Having endured two and a half years of silence, unable to defend his own reputation through substantial misreporting by media, Ross now continues to be mocked on social media, in particular by journalists (including from within the ABC) who seem to think that memes and the casting of whistleblowers as mentally unstable is an acceptable way to engage in an important story.
Belsham, by contrast, will likely remain on his substantial salary and at worst simply be moved quietly from the position of Head of Current Affairs when the stink dies down. Any other course of action from the ABC would involve acknowledging that a wrong has occurred, and at this juncture, that admission looks highly unlikely. Far easier to hang Nick Ross out to dry instead.

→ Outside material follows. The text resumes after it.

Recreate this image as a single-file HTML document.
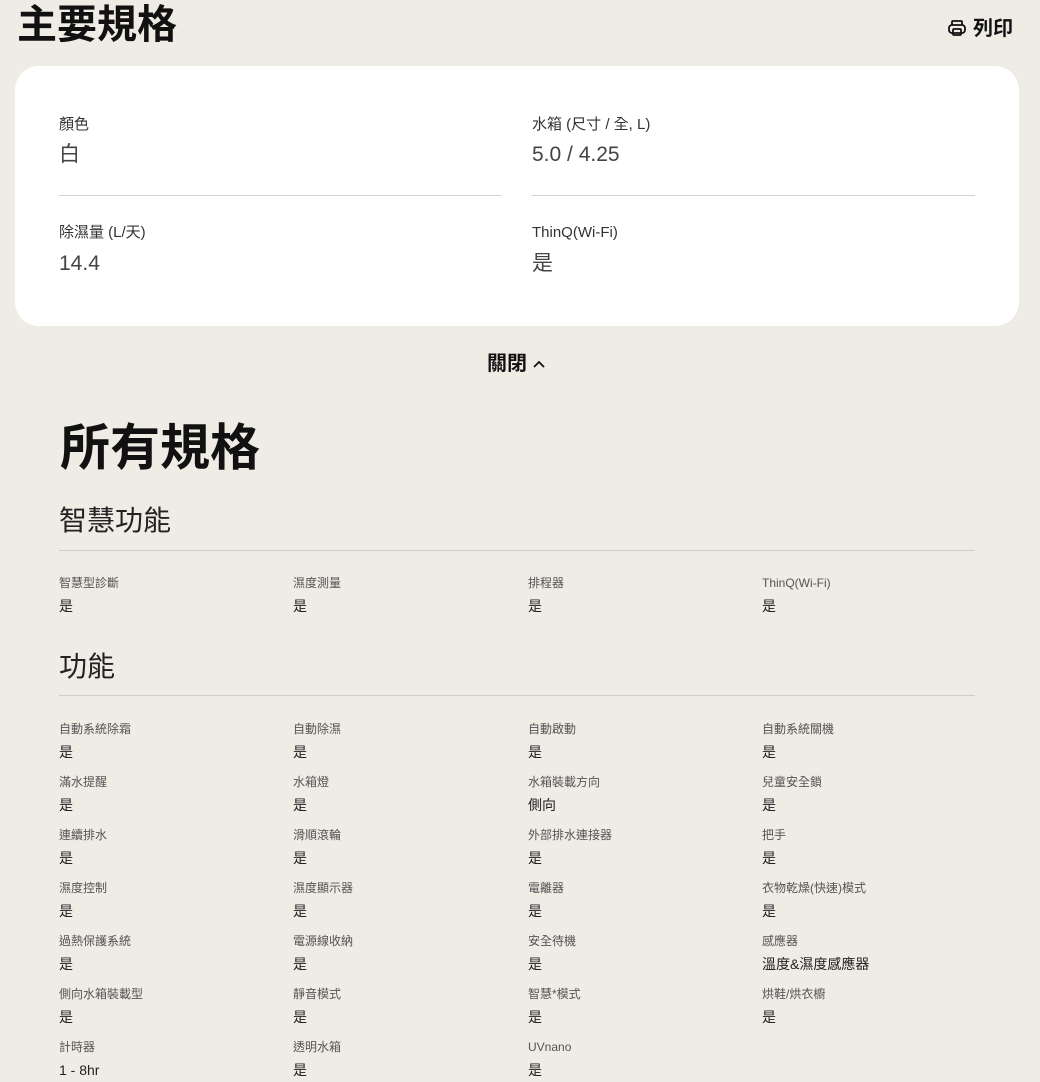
<!DOCTYPE html>
<html><head><meta charset="utf-8"><style>
*{margin:0;padding:0;box-sizing:border-box}
body{width:1040px;height:1082px;overflow:hidden;background:#efebe5;font-family:"Liberation Sans","Noto Sans CJK TC",sans-serif;color:#111;position:relative}
.a{position:absolute;white-space:nowrap;line-height:1}
.card{position:absolute;left:15px;top:66px;width:1004px;height:260px;background:#fff;border-radius:24px}
.lbl{font-size:15px;color:#333}
.val{font-size:21px;color:#444}
.ln{position:absolute;height:1px;background:#d4d2cf}
.sl{font-size:12px;color:#555}
.sv{font-size:14px;color:#222}
</style></head><body>
<div class="a" style="left:17px;top:5px;font-size:40px;font-weight:bold">主要規格</div>
<div class="a" style="left:947px;top:18px;font-size:20px;font-weight:bold">
<svg width="20" height="20" viewBox="0 0 20 20" style="vertical-align:-3px;margin-right:6px" fill="none" stroke="#111" stroke-width="1.8"><path d="M5 7V4a1 1 0 0 1 1-1h8a1 1 0 0 1 1 1v3"/><rect x="2" y="7" width="16" height="8" rx="3"/><rect x="6" y="11" width="8" height="6" rx="1"/></svg>列印</div>
<div class="card"></div>
<div class="a lbl" style="left:59px;top:117px">顏色</div>
<div class="a val" style="left:59px;top:144px">白</div>
<div class="a lbl" style="left:532px;top:117px">水箱 (尺寸 / 全, L)</div>
<div class="a val" style="left:532px;top:144px">5.0 / 4.25</div>
<div class="ln" style="left:59px;top:195px;width:443px"></div>
<div class="ln" style="left:532px;top:195px;width:443px"></div>
<div class="a lbl" style="left:59px;top:225px">除濕量 (L/天)</div>
<div class="a val" style="left:59px;top:253px">14.4</div>
<div class="a lbl" style="left:532px;top:225px">ThinQ(Wi-Fi)</div>
<div class="a val" style="left:532px;top:253px">是</div>
<div class="a" style="left:487px;top:354px;font-size:20px;font-weight:bold">關閉 <svg width="12" height="8" viewBox="0 0 12 8" style="vertical-align:2px" fill="none" stroke="#111" stroke-width="1.8"><path d="M1 7l5-5 5 5"/></svg></div>
<div class="a" style="left:60px;top:423px;font-size:50px;font-weight:bold">所有規格</div>
<div class="a" style="left:59px;top:507px;font-size:28px;color:#222">智慧功能</div>
<div class="ln" style="left:59px;top:550px;width:916px;background:#cfccc8"></div>
<div class="a" style="left:59px;top:653px;font-size:28px;color:#222">功能</div>
<div class="ln" style="left:59px;top:695px;width:916px;background:#cfccc8"></div>
<div id="g"></div>
<script>
var X=[59,293,528,762];
var rows=[[577,[["智慧型診斷","是"],["濕度測量","是"],["排程器","是"],["ThinQ(Wi-Fi)","是"]]],
[723,[["自動系統除霜","是"],["自動除濕","是"],["自動啟動","是"],["自動系統關機","是"]]],
[776,[["滿水提醒","是"],["水箱燈","是"],["水箱裝載方向","側向"],["兒童安全鎖","是"]]],
[829,[["連續排水","是"],["滑順滾輪","是"],["外部排水連接器","是"],["把手","是"]]],
[882,[["濕度控制","是"],["濕度顯示器","是"],["電離器","是"],["衣物乾燥(快速)模式","是"]]],
[935,[["過熱保護系統","是"],["電源線收納","是"],["安全待機","是"],["感應器","溫度&濕度感應器"]]],
[988,[["側向水箱裝載型","是"],["靜音模式","是"],["智慧*模式","是"],["烘鞋/烘衣櫥","是"]]],
[1041,[["計時器","1 - 8hr"],["透明水箱","是"],["UVnano","是"]]]];
var h="";rows.forEach(function(r){r[1].forEach(function(c,i){h+='<div class="a sl" style="left:'+X[i]+'px;top:'+r[0]+'px">'+c[0]+'</div><div class="a sv" style="left:'+X[i]+'px;top:'+(r[0]+22)+'px">'+c[1]+'</div>';});});
document.getElementById("g").innerHTML=h;
</script>
</body></html>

That prospect is deeply disturbing.
And so, my final message is to ABC employees directly: If you really care about your organisation, if you care about journalism in this country, and if you care about your colleagues, then you’ll speak out. You’ll do your job.
Nick Ross is the living testament to what might happen to you if you do. And that in itself should be motivation enough for you to act, because not only is it the right thing to do, but you could be next.
If you can’t act, then can I respectfully suggest you go and find a job in public relations. I hear the Coalition is hiring.